----- Records for processing -----
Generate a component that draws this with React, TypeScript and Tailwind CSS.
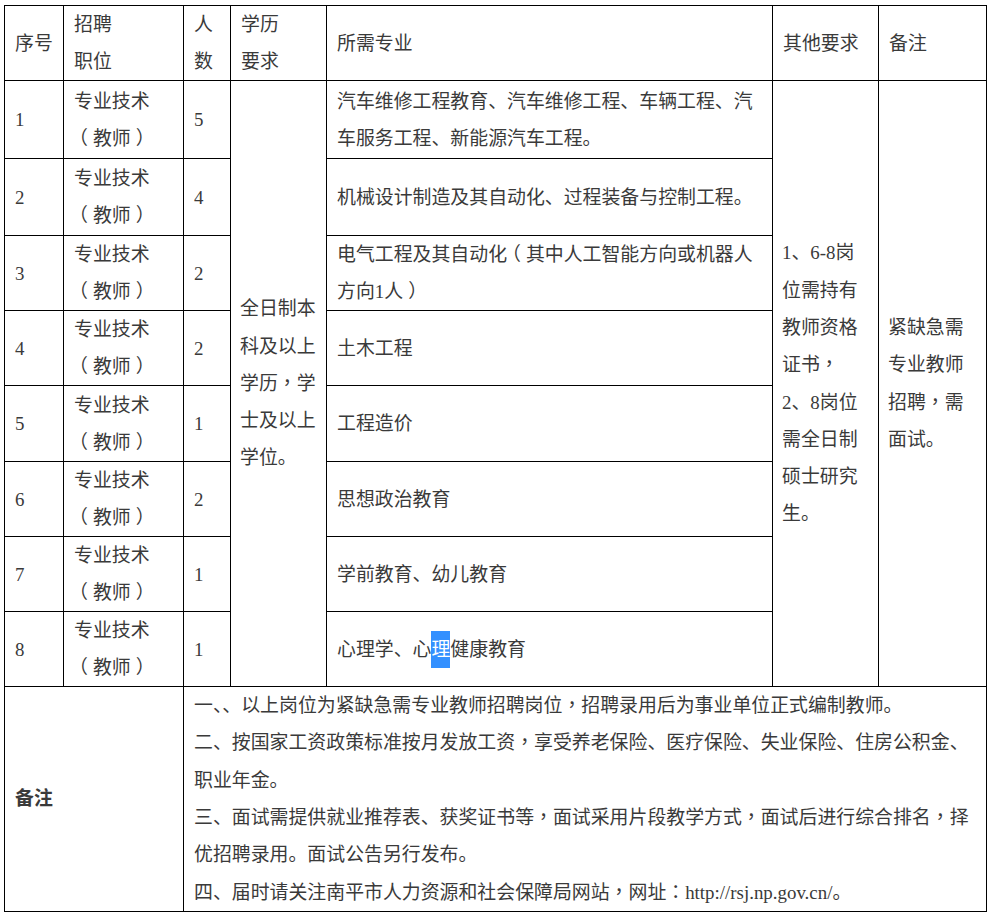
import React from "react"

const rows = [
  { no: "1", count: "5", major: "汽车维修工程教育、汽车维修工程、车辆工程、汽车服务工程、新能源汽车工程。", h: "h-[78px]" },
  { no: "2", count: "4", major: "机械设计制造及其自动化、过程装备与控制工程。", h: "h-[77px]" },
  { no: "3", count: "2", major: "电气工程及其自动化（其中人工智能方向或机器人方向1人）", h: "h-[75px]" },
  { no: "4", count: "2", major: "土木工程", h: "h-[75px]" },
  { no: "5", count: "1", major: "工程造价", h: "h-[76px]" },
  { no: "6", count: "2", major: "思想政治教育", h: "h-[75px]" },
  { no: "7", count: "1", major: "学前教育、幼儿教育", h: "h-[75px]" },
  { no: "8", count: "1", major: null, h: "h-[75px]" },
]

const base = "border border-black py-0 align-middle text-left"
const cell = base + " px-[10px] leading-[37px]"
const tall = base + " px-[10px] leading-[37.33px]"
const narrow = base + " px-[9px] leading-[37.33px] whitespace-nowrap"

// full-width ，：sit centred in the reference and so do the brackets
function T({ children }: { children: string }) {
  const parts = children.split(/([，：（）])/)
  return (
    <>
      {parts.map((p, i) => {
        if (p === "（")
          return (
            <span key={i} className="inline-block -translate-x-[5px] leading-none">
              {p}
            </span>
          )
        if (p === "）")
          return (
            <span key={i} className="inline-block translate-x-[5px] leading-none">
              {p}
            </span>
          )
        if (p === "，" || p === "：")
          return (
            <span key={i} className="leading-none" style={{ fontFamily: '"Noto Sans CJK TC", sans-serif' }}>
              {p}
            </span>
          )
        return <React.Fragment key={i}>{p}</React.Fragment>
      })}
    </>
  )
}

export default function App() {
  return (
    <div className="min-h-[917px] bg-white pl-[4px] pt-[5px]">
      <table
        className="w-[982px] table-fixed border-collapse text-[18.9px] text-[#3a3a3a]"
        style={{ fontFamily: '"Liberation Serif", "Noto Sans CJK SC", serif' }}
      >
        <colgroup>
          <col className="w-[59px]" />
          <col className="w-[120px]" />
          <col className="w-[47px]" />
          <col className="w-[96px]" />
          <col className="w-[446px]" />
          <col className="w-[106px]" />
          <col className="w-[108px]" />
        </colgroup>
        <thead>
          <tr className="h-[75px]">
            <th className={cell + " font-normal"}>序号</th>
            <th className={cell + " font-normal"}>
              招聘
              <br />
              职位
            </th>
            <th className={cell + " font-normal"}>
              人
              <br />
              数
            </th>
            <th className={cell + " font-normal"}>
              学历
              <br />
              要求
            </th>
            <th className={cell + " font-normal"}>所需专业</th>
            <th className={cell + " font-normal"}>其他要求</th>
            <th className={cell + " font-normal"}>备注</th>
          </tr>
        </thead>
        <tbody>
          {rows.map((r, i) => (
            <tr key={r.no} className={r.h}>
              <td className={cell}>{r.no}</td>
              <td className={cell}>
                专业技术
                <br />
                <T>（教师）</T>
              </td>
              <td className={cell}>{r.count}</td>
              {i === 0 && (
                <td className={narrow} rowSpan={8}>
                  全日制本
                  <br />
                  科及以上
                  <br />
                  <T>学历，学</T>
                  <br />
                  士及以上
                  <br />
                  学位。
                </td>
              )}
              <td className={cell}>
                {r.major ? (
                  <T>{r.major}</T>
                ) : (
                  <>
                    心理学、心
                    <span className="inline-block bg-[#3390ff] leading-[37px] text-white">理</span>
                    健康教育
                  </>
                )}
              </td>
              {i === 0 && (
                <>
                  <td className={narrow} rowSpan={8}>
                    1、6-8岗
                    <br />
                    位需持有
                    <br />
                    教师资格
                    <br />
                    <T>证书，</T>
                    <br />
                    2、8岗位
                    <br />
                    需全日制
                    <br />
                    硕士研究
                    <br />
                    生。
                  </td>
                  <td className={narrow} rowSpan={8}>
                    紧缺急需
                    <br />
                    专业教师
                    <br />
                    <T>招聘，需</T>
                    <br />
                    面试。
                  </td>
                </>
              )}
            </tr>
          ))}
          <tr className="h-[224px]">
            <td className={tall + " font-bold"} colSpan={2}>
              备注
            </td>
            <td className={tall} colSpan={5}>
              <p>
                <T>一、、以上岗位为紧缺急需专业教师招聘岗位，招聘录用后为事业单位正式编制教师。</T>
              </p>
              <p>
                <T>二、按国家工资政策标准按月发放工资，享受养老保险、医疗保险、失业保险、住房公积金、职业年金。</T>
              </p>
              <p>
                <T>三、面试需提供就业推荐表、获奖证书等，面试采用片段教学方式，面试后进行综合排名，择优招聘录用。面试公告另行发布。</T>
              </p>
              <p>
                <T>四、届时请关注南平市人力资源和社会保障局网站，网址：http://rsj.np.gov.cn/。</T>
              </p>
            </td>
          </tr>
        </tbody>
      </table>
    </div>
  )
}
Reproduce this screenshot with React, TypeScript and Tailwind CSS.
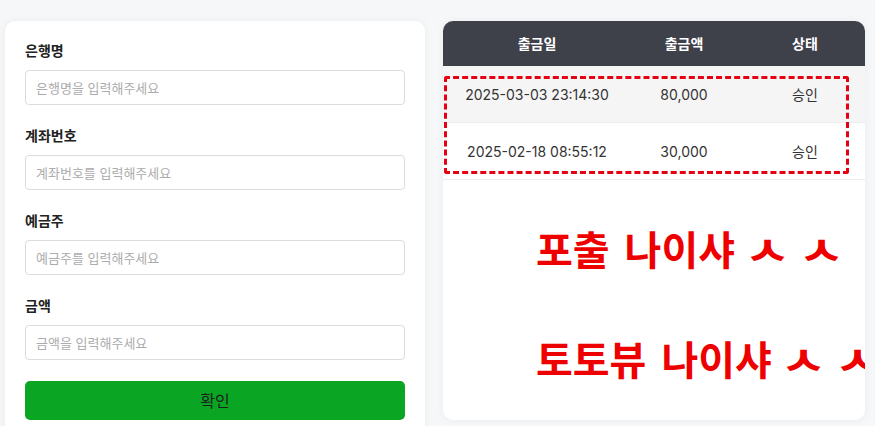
-----
Leave out the pictures and repeat the lines from the start of the material through the line with "import React from", inclusive.

Generate a component that draws this with React, TypeScript and Tailwind CSS.
import React from "react"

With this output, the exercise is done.